Inflation has been pretty non-existent over the last few years, but lately it’s showing signs of life. The Fed targets a level of 2% for “core” inflation, and the latest reading from September 2016 was 2.21%.
Simply put, inflation is a general increase in prices and a fall in the purchasing value of the dollar. The U.S. Core Inflation rate is the Fed’s primary benchmark for inflation, and it excludes food and energy costs. These are considered too cyclical and volatile to be core components.
Long-term inflation expectations are on the rise too. According to Tradeweb, expectations are around 1.74% over the next 10 years, much higher than the 2016 low of 1.19%.
Obviously these expectations are still below the Fed’s 2% target, so it highlights the fact that investors are still skeptical that we’ve kicked the low-inflation problem.
People often view inflation in a negative light, and this is partly the financial media’s doing. And I get it, nobody is crazy about the prospect of paying more for basic necessities like food, clothing, etc.
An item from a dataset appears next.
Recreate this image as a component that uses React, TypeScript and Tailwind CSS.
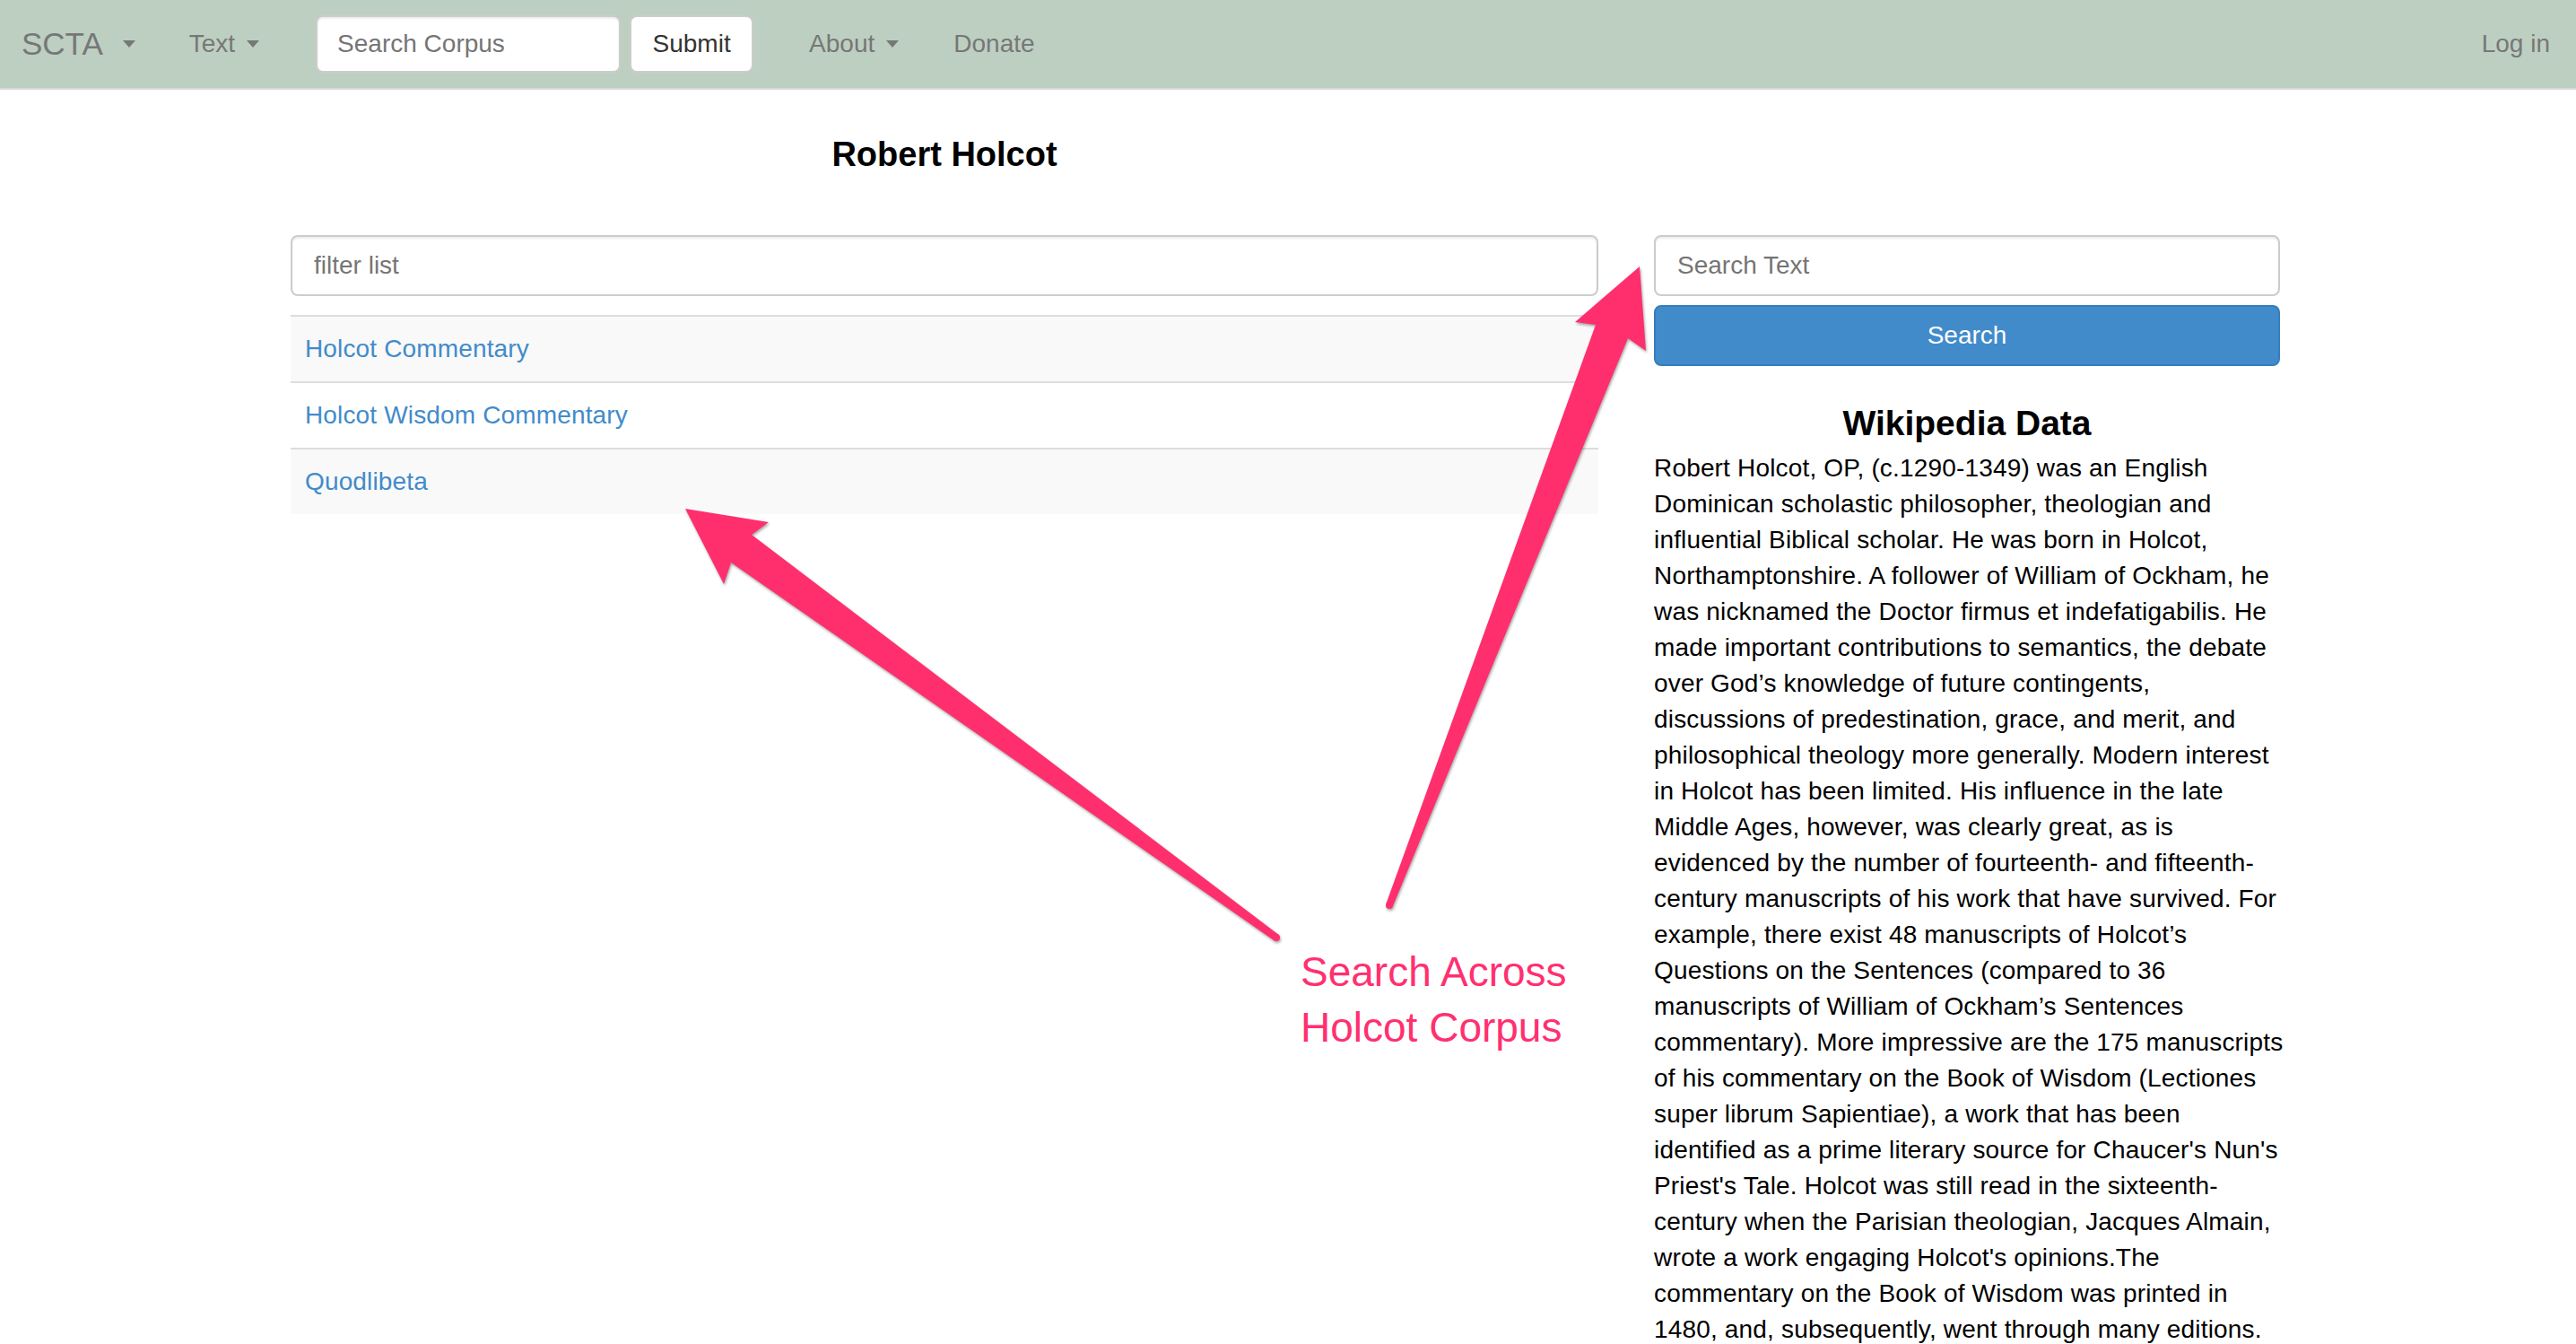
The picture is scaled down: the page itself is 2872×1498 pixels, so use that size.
import React from 'react';

/* ===============================
    Data
================================ */
const works = ['Holcot Commentary', 'Holcot Wisdom Commentary', 'Quodlibeta'];

// lines kept as in the page, so the column wraps the same way
const bio = [
  'Robert Holcot, OP, (c.1290-1349) was an English',
  'Dominican scholastic philosopher, theologian and',
  'influential Biblical scholar. He was born in Holcot,',
  'Northamptonshire. A follower of William of Ockham, he',
  'was nicknamed the Doctor firmus et indefatigabilis. He',
  'made important contributions to semantics, the debate',
  'over God\u2019s knowledge of future contingents,',
  'discussions of predestination, grace, and merit, and',
  'philosophical theology more generally. Modern interest',
  'in Holcot has been limited. His influence in the late',
  'Middle Ages, however, was clearly great, as is',
  'evidenced by the number of fourteenth- and fifteenth-',
  'century manuscripts of his work that have survived. For',
  'example, there exist 48 manuscripts of Holcot\u2019s',
  'Questions on the Sentences (compared to 36',
  'manuscripts of William of Ockham\u2019s Sentences',
  'commentary). More impressive are the 175 manuscripts',
  'of his commentary on the Book of Wisdom (Lectiones',
  'super librum Sapientiae), a work that has been',
  "identified as a prime literary source for Chaucer's Nun's",
  "Priest's Tale. Holcot was still read in the sixteenth-",
  'century when the Parisian theologian, Jacques Almain,',
  "wrote a work engaging Holcot's opinions.The",
  'commentary on the Book of Wisdom was printed in',
  '1480, and, subsequently, went through many editions.',
];

function Caret({ className = '' }: { className?: string }) {
  return (
    <span
      className={`inline-block h-0 w-0 border-x-[7px] border-t-[8px] border-x-transparent border-t-[#777] ${className}`}
    />
  );
}

function Navbar() {
  return (
    <nav className="flex h-[100px] items-center border-b-2 border-[#d9d9d9] bg-[#bdcfc1] text-[28px] text-[#777]">
      {/* Brand */}
      <div className="ml-[24px] flex items-center">
        <span className="text-[35px]">SCTA</span>
        <Caret className="ml-[22px]" />
      </div>

      <div className="ml-[60px] flex items-center">
        <span>Text</span>
        <Caret className="ml-[13px]" />
      </div>

      {/* Corpus search */}
      <input
        type="text"
        placeholder="Search Corpus"
        className="ml-[63px] h-[64px] w-[340px] rounded-[8px] border-2 border-[#ccc] bg-white px-[22px] text-[28px] text-[#555] shadow-[inset_0_2px_2px_rgba(0,0,0,0.075)] outline-none placeholder:text-[#757575]"
      />
      <button
        type="button"
        className="ml-[10px] h-[64px] w-[138px] rounded-[8px] border-2 border-[#ccc] bg-white text-[28px] text-[#333]"
      >
        Submit
      </button>

      <div className="ml-[62px] flex items-center">
        <span>About</span>
        <Caret className="ml-[13px]" />
      </div>

      <span className="ml-[61px]">Donate</span>

      <span className="ml-auto mr-[29px]">Log in</span>
    </nav>
  );
}

function Annotations() {
  return (
    <>
      <svg
        className="pointer-events-none absolute left-0 top-0 drop-shadow-[1px_2px_1.5px_rgba(0,0,0,0.35)]"
        width="2872"
        height="1498"
        viewBox="0 0 2872 1498"
      >
        {/* arrow to the works list */}
        <polygon
          fill="#ff2f6e"
          points="764,567 857,582 838,596 1425.5,1041.8 1420.5,1048.2 815,627 807,651"
        />
        <circle cx="1423" cy="1045" r="4" fill="#ff2f6e" />

        {/* arrow to the text search */}
        <polygon
          fill="#ff2f6e"
          points="1828,297 1835,391 1815,377 1552.7,1010.5 1545.3,1007.5 1779,362 1756,359"
        />
        <circle cx="1549" cy="1009" r="4" fill="#ff2f6e" />
      </svg>

      <div className="pointer-events-none absolute left-[1450px] top-[1052px] text-[46px] leading-[62px] text-[#ff3070]">
        Search Across
        <br />
        Holcot Corpus
      </div>
    </>
  );
}

export default function App() {
  return (
    <div className="relative h-[1498px] w-full overflow-hidden bg-white font-['Liberation_Sans',Arial,sans-serif] text-black">
      <Navbar />

      <main className="ml-[324px] w-[2218px]">
        {/* Title */}
        <h4 className="w-[1458px] pt-[50px] text-center text-[38px] font-bold leading-[44px]">
          Robert Holcot
        </h4>

        <div className="mt-[68px] flex items-start gap-[62px]">
          {/* Works */}
          <div className="w-[1458px]">
            <input
              type="text"
              placeholder="filter list"
              className="h-[68px] w-full rounded-[8px] border-2 border-[#ccc] bg-white px-[24px] text-[28px] text-[#555] shadow-[inset_0_2px_2px_rgba(0,0,0,0.075)] outline-none placeholder:text-[#757575]"
            />

            <div className="mt-[21px]">
              {works.map((w, i) => (
                <div
                  key={w}
                  className={`border-t-2 border-[#ddd] px-[16px] py-[16px] text-[28px] leading-[40px] tracking-[0.15px] ${
                    i % 2 === 0 ? 'bg-[#f9f9f9]' : 'bg-white'
                  }`}
                >
                  <a className="text-[#428bca]">{w}</a>
                </div>
              ))}
            </div>
          </div>

          {/* Text search + wiki */}
          <div className="w-[698px]">
            <input
              type="text"
              placeholder="Search Text"
              className="h-[68px] w-full rounded-[8px] border-2 border-[#ccc] bg-white px-[24px] text-[28px] text-[#555] shadow-[inset_0_2px_2px_rgba(0,0,0,0.075)] outline-none placeholder:text-[#757575]"
            />
            <button
              type="button"
              className="mt-[10px] h-[68px] w-full rounded-[8px] border-2 border-[#357ebd] bg-[#428bca] text-[28px] text-white"
            >
              Search
            </button>

            <h4 className="mt-[42px] text-center text-[39px] font-bold leading-[44px]">
              Wikipedia Data
            </h4>
            <p className="mt-[8px] whitespace-nowrap text-[28px] leading-[40px] tracking-[0.17px]">
              {bio.map((line) => (
                <span key={line} className="block">
                  {line}
                </span>
              ))}
            </p>
          </div>
        </div>
      </main>

      <Annotations />
    </div>
  );
}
But inflation is actually a good thing if kept under control.
It means that the economy is improving, and real assets, like real estate, are increasing in value. With some inflation, companies are able to increase product prices, and real wages are hopefully rising. And yes, it does mean that interest rates will actually rise someday.
The Fed’s primary mechanism for keeping inflation in check, is to raise interest rates. They have to see marked economic improvement and signs of price increases to justify raising rates.
The Fed has tiptoed back into raising rates, so hopefully we’re on our way back to a more normalized economic environment.